いいんちょさんのありゃあブログ

85年生まれ、おうし座。今考えてることと、好きなこと、嫌いなことについて

【映画評】マッド・ガンズ

資源が枯渇した近未来を舞台に、親子二代にわたる復讐劇を描いている。『ウォーム・ボディーズ』のニコラス・ホルト、『モールス』のコディ・スミット=マクフィー、『マレフィセント』のエル・ファニングら若手スターが共演し、『テイク・シェルター』のマイケル・シャノンが脇をぐっと固める陣容。


舞台は見ているだけで喉が渇いてきそうなカラッカラの荒野で、世界観も含めて「マッド・マックス」を踏襲しているのは明白だろう(邦題はそこに着想を得ている?)。
けれど、本家に比べるとかなり地味な話である。冒頭こそガンアクションはあるが、あとは基本的には水ないなぁ辛いなぁ、ひもじいなぁ辛いなぁの世界で、観ているこっちまで辛くなってくる。思えば「マッド・マックス」は、メル・ギブソンらマッチョな登場人物がハイテンションを維持することで、とりあえず目先の飢えや渇きから逃避していたのだろう、たぶん。

また、起こる問題もこれまた地味なのである。

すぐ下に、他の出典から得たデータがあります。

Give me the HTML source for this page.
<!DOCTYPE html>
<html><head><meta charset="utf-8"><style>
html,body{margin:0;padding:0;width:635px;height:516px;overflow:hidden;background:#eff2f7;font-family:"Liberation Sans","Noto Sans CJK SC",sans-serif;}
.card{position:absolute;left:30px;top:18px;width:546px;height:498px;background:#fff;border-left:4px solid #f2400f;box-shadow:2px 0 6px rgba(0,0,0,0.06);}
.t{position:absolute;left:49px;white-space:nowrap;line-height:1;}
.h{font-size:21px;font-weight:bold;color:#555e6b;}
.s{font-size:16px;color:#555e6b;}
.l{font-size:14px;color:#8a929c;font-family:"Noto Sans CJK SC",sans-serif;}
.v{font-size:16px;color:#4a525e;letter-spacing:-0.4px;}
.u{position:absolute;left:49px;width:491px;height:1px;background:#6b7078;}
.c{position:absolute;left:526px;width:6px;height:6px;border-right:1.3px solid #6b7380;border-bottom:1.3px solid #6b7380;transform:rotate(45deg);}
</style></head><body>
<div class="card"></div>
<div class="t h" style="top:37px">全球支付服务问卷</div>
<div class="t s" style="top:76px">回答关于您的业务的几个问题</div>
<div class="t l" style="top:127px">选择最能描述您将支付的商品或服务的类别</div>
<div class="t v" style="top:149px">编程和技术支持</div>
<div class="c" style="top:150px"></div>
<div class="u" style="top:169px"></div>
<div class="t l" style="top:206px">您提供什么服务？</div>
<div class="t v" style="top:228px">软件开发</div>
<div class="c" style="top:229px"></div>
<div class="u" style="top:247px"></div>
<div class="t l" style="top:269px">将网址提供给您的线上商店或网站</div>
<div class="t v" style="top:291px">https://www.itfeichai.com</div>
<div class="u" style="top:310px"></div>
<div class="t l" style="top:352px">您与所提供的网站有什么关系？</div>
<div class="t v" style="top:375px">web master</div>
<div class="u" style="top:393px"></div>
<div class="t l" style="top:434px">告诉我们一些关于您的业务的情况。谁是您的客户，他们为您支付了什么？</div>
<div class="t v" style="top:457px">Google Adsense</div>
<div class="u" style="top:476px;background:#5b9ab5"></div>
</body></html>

シャノンが演じるオヤジとマクフィーが演じる息子は慎ましくも行商をやっている。彼らのロバが死んでしまい、代替品として競り落とした4足歩行の不思議なマシンをめぐり、親父が何者かに殺されるのである。観ていて、ああ、これは時代を変えた西部劇なのだと理解した。で、この親父の死に方が、これまたなんとも言えない地味なもので……。

『マッド・マックス』的な容赦無い世界観に、展開がついていけていないというのだろうか。地味な内容で、なんとも中途半端な後味である。ただ、シャノンを除く出演者らがとにかく若々しく、みずみずしい。そこについては、劇中の地球とは裏腹に希望に満ち溢れている。